For highly selective gas measurements of one or two gases, Tunable Diode Laser Absorption Spectroscopy (TDLAS) has been introduced by Protea into compact and easy to use industrial gas analyser systems.
TDLAS gas sensor measurement is based around the standard components of absorption spectroscopy – a light source, absorbing medium in cell and a detector. The Beer-Lambert Law still applies, where the absorption of light is proportional to the concentration, given the constants of pathlength and absorptivity.
Rather than the full-spectrum measurement of FTIR, TDLAS uses a laser diode source at a wavelength optimised for measurement of a particular gas species. Modern semi-conductor laser diodes operate at room temperature and emit in the NIR (800 – 2500nm) region. In this region, we see absorption of vibrational overtones of molecules. Compared to the fundamental absorptions we see in the Mid-IR, these overtones are weaker absorbing in the gas phase. For this reason, the measurement technology has to offer increased source power and reduce system noise in order to maximise S/N. This is carried out via the latest in electronic control of the laser and also the detector. TDLAS is ideal for gases such as H2O, CO, O2, CO2, NO, HCl, HF and NH3 which give narrow, distinct and strong absorption peaks that can be measured. For complex mixes of organics, for some gases such as SO2 and for multi-gas measurements, full spectrum Mid-IR such as FTIR is still required.
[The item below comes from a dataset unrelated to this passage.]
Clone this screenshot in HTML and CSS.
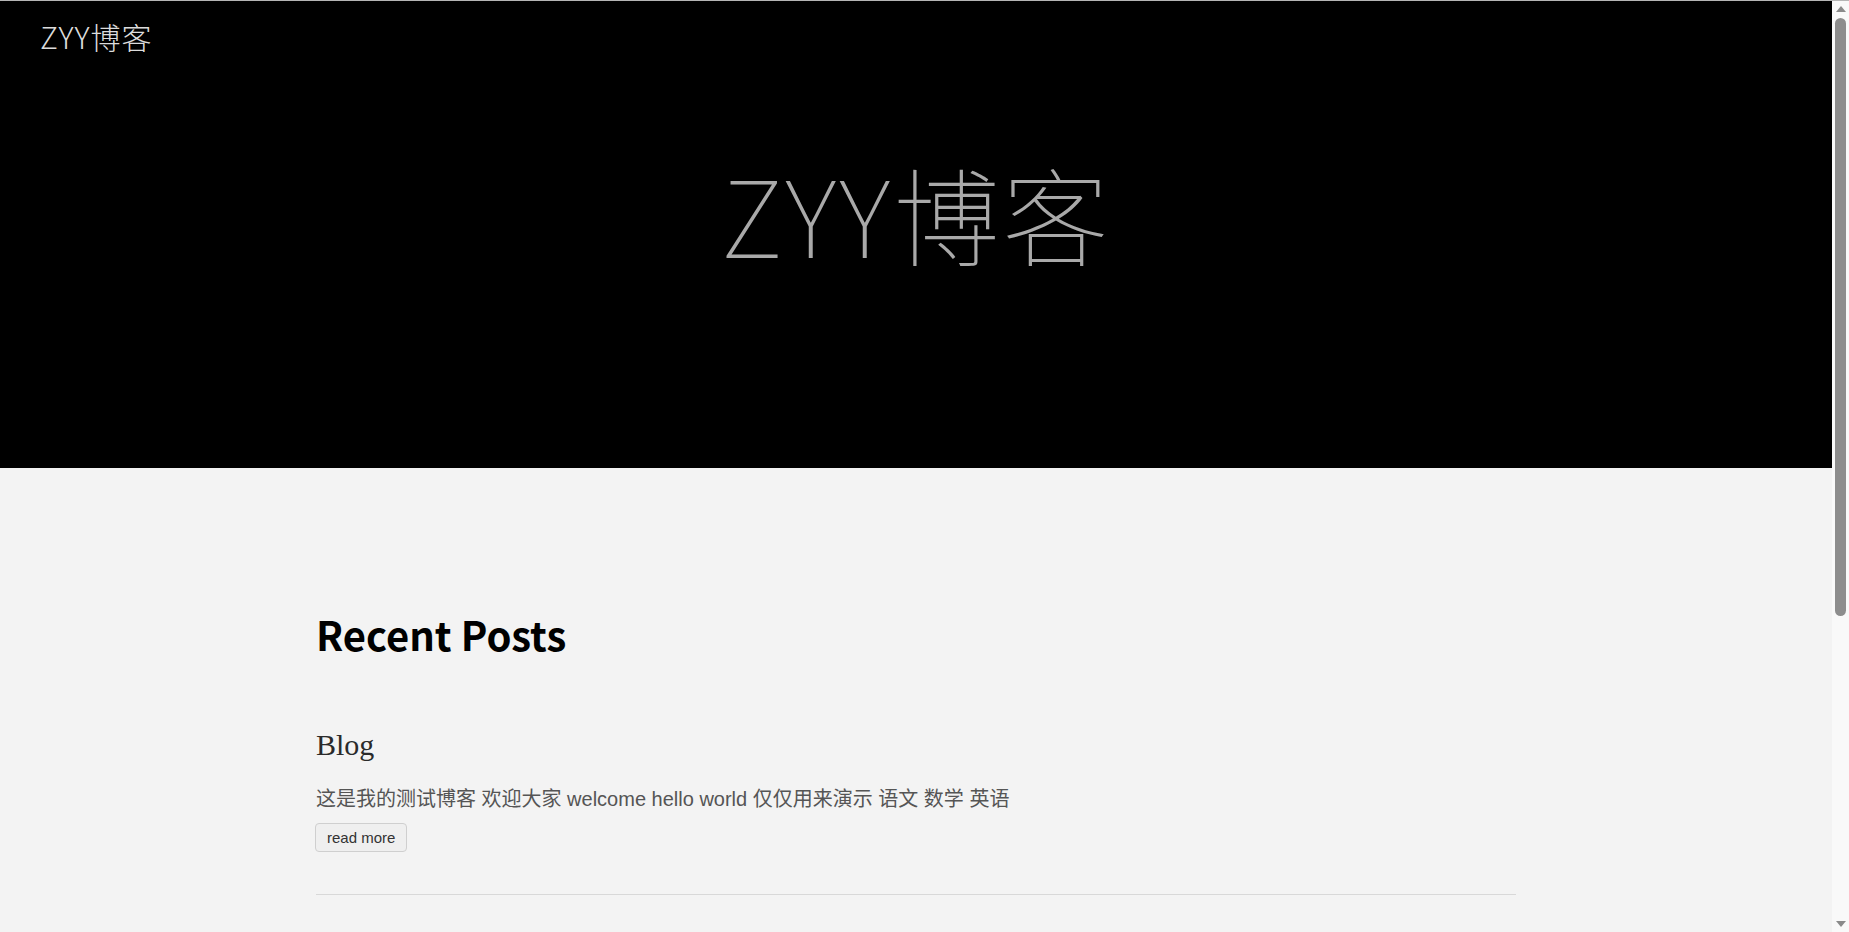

The laser diode can be tuned over a small (e.g. 10nm) wavelength range by varying its temperature. This tuning allows for the signal to be measured with a very fine resolution and the narrow absorption peaks of the gases required can be identified.
For some tuning ranges, a number of gases can be measured. This commonly involves one gas & water, as water absorption peaks are plentiful. However, given the fine resolution of this method, the interference of water is very low compared to other absorption techniques. We can select absorption peaks free from water interference and use these for measurement. Measurement time is very quick with TDLAS; as low as 1sec can give measurement accuracy required for many process applications.
Increased integration time improves noise and so repeatability, and this is used when measuring for compliance or regulatory monitoring requirements with measurement times of 30-60secs.
TDLAS requires no complex set-up in software or hardware. No regular zero or background measurement is required to make a measurement, so reducing the need for consumable gases. Likewise, the response is inherently linear and repeatable and so regular span corrections of the measurement are not required. Having said that, in applications zero and span gas checks are still commonly required as part of the quality control of running an industrial gas analyser. As a system is built around an optimum laser diode for any given gas, no chemometric modelling or cross-interference compensation is required.
Given the lack of moving parts and compact design, laser absorption systems can be deployed in-situ or on-stack or in extractive analysis systems. In-situ systems are specifically design for mounting in one location, i.e. continuous measurements. Using the pipe, duct or stack as the sample cell, they are confined in their measurement capabilities by what is available on-plant. In some systems, the laser source and detector are coupled to the plant measurement point by expensive fibre optic cable.
Extractive laser systems have more flexibility – they are portable, can be used to measure multiple points for survey measurements and can be located in easily accessible locations in fixed applications. By employing multi-pass gas cells into the portable TDLAS design, analysers can be designed that measure ppb levels of gases. Given the high power and low noise of TDLAS, commonly single pass or single bounce gas cells with pathlengths of 10-50cm are all that are required to give detection limits of 0.1ppm.
TDLAS systems can provide cost effective measurement solutions to many process and emission gas requirements for single gases. Protea offers TDLAS systems combining this new technology with all the benefits of good analyser design and sampling system control.